Desde que el pasado siete de septiembre el Comité Olímpico Internacional eliminase en la primera votación la candidatura de Madrid de cara a los Juegos Olímpicos de 2020, las noticias de este nuevo fracaso se han sucedido en todos los medios de comunicación. Hace unos días, este periódico adelantaba que los tres intentos consecutivos fallidos para tratar de convertir Madrid en sede olímpica han supuesto un coste público total de 6.536,1 millones, o lo que es lo mismo, 2.000 euros a cada contribuyente. De esta cuantía, la inversión en infraestructuras asciende a 5.988,3 millones y el resto (547,8 millones) a la construcción de instalaciones deportivas.
En la víspera de la decisión del COI, la alcaldesa de Madrid, Ana Botella, se aventuraba a asegurar que "Madrid 2020 no tendrá elefantes blancos. Es un nuevo modelo de Juegos responsable, con un presupuesto mucho más austero y unas infraestructuras que se están disfrutando ya por los madrileños", decía Botella.
¿Elefantes blancos?
Hay que remontarse a la antigua época de los reyes de Tailandia para explicar el significado del término 'elefante blanco'. Este tipo de mamíferos, muy atípicos, son considerados desde la antigüedad como sagrados, siendo un símbolo de poder real. Todos son regalados, y, cuantos más elefantes de este tipo tenga el rey, mayor será su estatus. Sin embargo, cuando los reyes estaban descontentos con alguno de sus súbditos le regalaban un mamífero de este tipo. El súbdito debía alimentarle con comida especial y permitir, a todo los ciudadanos que quisieran, venerarlo. Esto, tenía un coste elevadísimo lo que provocaba la ruina del súbdito.

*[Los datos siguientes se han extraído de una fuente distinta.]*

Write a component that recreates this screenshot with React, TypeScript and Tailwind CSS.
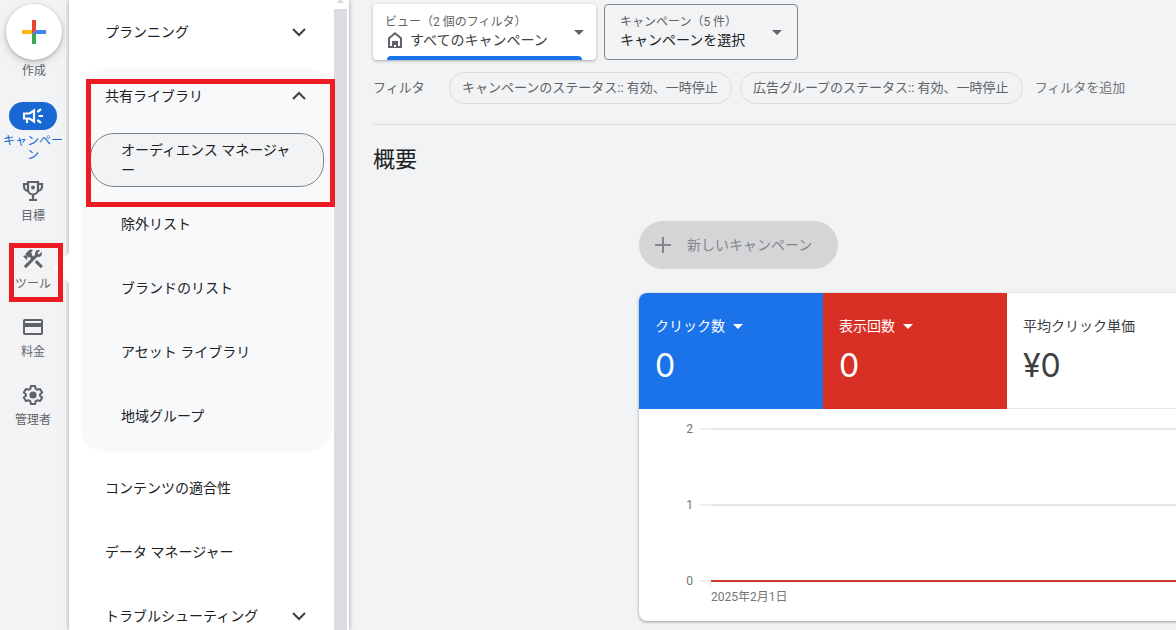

En la cultura occidental, 'elefante blanco' hace referencia a posesiones que tienen un alto coste, tanto de construcción como de mantenimiento, y, ese coste, es mayor que el beneficio que aporta. Es decir, estos 'elefantes blancos' ocasionan más problemas que beneficios a sus propietarios.
En España, fruto de una mala gestión y del despilfarro de muchos políticos, tenemos grandes ejemplos de elefantes blancos. Sin ir más lejos, las instalaciones olímpicas como la Caja Mágica o el Madrid Arena, son claramente deficitarias, pero hay muchas más.
La Ciudad de las Artes y las Ciencias de Valencia son un ejemplo de este despilfarro. En plena fiebre del ladrillo, a finales de los años 90, la Generalidad Valenciana proyectó el faraónico complejo cultural y lúdico de la Ciudad de las Artes y las Ciencias. El macrocomplejo tenía un presupuesto inicial de 308 millones de euros. Sin embargo, el Gobierno de Francisco Camps acabó desembolsando 1.281 millones de euros, lo que supone un gasto extra de casi 1.000 millones de euros de dinero público. El pasado viernes, el Gobierno valenciano anunció su intención de privatizar la gestión del complejo. Desde que abrió sus puertas en 1998 ha facturado poco más de 400 millones de euros.
Otro ejemplo de despilfarro muy popular es el del aeropuerto de Castellón. Desde el inicio de la construcción de este aeropuerto ha sido visto como una mala decisión del entonces presidente de la diputación Carlos Fabra. El 25 de marzo del 2011 se celebró un acto oficial de inauguración, sin embargo, ningún avión ha aterrizado o despegado desde este aeropuerto fantasma. Con un gasto de más de 150 millones de euros, el aeropuerto únicamente ha servido de pista de entrenamiento de coches de carreras.